- WORK INSTRUCTIONS:
Write out the lines from the top of the material through the line with "import React from", exactly and with nothing added.

- RECORDED DATA:
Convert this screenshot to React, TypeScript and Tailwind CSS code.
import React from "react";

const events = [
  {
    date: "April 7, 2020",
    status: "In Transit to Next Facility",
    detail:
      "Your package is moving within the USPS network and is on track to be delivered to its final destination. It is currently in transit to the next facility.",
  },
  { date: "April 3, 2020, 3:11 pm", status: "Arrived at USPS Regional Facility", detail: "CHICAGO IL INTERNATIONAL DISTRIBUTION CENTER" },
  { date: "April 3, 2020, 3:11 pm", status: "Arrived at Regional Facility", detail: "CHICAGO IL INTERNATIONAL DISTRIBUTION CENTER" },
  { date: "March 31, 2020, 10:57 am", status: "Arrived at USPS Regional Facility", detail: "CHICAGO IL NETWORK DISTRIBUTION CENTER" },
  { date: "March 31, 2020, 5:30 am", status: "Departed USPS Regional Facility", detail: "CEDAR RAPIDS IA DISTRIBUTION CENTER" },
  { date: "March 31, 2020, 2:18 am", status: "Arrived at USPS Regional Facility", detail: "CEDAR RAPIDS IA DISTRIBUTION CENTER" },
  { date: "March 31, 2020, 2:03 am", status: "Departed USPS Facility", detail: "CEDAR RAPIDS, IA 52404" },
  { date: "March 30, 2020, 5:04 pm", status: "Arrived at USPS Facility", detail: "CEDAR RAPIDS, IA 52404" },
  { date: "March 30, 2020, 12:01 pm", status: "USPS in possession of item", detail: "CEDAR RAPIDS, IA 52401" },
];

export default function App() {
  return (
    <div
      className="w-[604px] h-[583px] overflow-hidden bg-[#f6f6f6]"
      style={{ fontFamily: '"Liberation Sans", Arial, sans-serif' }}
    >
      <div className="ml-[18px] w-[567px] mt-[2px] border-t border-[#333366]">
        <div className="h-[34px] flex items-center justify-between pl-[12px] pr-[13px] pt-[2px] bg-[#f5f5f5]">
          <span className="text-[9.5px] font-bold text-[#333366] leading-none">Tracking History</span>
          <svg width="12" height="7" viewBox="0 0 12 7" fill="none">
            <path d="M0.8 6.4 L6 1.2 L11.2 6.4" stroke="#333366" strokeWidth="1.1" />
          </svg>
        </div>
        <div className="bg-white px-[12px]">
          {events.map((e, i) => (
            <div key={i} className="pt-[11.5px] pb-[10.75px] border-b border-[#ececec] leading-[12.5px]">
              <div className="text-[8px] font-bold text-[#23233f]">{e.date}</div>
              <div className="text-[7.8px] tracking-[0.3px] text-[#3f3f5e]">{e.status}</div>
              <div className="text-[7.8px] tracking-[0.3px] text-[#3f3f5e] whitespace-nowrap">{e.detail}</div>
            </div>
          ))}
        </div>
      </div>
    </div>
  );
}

- RESULT OF THE EXERCISE:
Convert this screenshot to React, TypeScript and Tailwind CSS code.
import React from "react";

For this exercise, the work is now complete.